# Uk to Spain



## oceanwaves (Dec 29, 2019)

Hi, 

I’m 18 years old with high school qualifications and a btec health and social care in level 2 - I want to work in the health/social care sector and make a permanent move before brexit. I have family in Spain also. I’m also thinking of maybe doing a grado medió or grado superior as well in order to progress further.

Could this be a possibility? I’m able to get health insurance and accommodation.

Thanks for any help


----------



## Pesky Wesky (May 10, 2009)

oceanwaves said:


> Hi,
> 
> I’m 18 years old with high school qualifications and a btec health and social care in level 2 - I want to work in the health/social care sector and make a permanent move before brexit. I have family in Spain also. I’m also thinking of maybe doing a grado medió or grado superior as well in order to progress further.
> 
> ...


 It all depends on why you are coming to Spain and of course your language skills.
If you think you'd have better employment opportunities, well, I'm sorry to say that unemployment is much higher here than in the UK, especially in the south and especially again for young people (currently between 25 and 35% I believe). You should try to find out about unemployment in your sector before coming. 

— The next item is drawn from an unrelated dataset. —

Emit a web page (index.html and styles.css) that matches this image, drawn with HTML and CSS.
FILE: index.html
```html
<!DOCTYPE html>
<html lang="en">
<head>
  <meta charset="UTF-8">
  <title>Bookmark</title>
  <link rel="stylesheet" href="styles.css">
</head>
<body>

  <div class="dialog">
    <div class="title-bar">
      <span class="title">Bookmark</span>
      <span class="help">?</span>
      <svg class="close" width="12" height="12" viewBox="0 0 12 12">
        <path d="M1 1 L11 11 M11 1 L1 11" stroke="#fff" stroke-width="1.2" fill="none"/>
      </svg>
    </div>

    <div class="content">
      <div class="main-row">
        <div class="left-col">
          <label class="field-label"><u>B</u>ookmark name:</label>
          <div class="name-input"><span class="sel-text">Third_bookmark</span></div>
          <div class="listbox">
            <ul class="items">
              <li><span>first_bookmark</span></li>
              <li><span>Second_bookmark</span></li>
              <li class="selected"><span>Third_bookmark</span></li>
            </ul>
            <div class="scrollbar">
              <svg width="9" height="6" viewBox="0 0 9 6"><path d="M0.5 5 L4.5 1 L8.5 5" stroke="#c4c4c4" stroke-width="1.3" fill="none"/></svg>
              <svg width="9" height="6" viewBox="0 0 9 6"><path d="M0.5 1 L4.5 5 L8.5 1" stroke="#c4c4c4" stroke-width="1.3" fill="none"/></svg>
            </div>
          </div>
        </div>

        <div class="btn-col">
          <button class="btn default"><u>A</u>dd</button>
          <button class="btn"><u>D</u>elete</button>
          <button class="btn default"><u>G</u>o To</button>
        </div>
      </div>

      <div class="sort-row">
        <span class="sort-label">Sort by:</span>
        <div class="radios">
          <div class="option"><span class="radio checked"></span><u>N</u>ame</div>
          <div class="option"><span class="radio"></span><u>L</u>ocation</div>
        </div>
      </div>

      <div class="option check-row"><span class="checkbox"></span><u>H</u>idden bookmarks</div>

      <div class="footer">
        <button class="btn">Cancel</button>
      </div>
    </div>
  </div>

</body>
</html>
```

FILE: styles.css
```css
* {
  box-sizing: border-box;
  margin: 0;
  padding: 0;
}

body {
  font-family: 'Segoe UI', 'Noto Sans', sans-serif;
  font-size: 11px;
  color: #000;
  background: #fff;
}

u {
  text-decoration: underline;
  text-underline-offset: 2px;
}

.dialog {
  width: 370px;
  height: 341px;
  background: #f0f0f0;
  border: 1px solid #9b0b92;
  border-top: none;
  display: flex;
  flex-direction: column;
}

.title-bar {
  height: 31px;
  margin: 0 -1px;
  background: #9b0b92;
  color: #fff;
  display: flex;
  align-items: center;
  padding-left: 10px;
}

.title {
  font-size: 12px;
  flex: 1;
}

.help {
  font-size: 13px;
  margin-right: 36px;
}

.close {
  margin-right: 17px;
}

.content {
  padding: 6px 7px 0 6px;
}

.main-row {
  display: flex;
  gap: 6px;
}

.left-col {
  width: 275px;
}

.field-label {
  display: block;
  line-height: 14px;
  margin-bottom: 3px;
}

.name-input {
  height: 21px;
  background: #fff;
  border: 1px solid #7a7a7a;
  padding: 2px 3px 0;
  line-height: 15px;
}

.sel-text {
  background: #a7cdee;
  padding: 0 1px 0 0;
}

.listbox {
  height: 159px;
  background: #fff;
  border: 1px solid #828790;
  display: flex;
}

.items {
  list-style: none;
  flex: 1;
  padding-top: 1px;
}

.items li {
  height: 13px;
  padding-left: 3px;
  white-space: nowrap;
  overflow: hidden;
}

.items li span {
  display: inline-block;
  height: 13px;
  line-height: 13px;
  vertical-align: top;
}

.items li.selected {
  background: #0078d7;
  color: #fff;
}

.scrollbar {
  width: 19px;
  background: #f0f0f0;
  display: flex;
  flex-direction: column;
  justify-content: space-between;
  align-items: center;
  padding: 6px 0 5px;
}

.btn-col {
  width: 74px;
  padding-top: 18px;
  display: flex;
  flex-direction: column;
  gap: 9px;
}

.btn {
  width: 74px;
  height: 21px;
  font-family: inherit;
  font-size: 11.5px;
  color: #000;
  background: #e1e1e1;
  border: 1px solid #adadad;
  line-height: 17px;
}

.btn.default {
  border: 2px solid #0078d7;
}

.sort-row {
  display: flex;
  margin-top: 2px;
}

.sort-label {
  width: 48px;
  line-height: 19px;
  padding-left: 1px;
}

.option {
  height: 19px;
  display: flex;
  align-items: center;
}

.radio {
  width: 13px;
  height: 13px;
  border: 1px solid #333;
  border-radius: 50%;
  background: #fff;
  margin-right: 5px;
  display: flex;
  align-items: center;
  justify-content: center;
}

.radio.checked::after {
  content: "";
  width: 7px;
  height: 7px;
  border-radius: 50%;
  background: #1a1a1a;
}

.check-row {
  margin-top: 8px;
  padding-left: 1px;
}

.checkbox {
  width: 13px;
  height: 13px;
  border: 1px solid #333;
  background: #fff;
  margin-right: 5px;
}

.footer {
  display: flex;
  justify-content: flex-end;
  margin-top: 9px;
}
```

To be able to study in _FP_ which is where you do the _grados _it's like doing the first 2 years of a degree so you need solid Spanish, at least C1 level. You can test your level of Spanish by going to the _Instituto de Cervantes _page and looking up the _DELE_ exam.
Also, you'd need to have Spanish nationality to be able to opt for jobs.


----------



## snikpoh (Nov 19, 2007)

Pesky Wesky said:


> It all depends on why you are coming to Spain and of course your language skills.
> If you think you'd have better employment opportunities, well, I'm sorry to say that unemployment is much higher here than in the UK, especially in the south and especially again for young people (currently between 25 and 35% I believe). You should try to find out about unemployment in your sector before coming.
> 
> To be able to study in _FP_ which is where you do the _grados _it's like doing the first 2 years of a degree so you need solid Spanish, at least C1 level. You can test your level of Spanish by going to the _Instituto de Cervantes _page and looking up the _DELE_ exam.
> Also, you'd need to have Spanish nationality to be able to opt for jobs.


Are you sure about this?

My daughter is just completing her "Emergencia sanitaria" course before going on to be a paramedic, she hasn't been told that not being a Spanish citizen is a problem.

I'm quite concerned now.


----------



## xabiaxica (Jun 23, 2009)

snikpoh said:


> Are you sure about this?
> 
> My daughter is just completing her "Emergencia sanitaria" course before going on to be a paramedic, she hasn't been told that not being a Spanish citizen is a problem.
> 
> I'm quite concerned now.


You need Spanish nationality to sit oposiciones. So if the job requires taking opos, then yes, she'd need Spanish nationality.


----------



## Joppa (Sep 7, 2009)

And wouldn't that be against EU rules, except in some exempt cases, usually security related like armed forces?


----------



## xabiaxica (Jun 23, 2009)

Joppa said:


> And wouldn't that be against EU rules, except in some exempt cases, usually security related like armed forces?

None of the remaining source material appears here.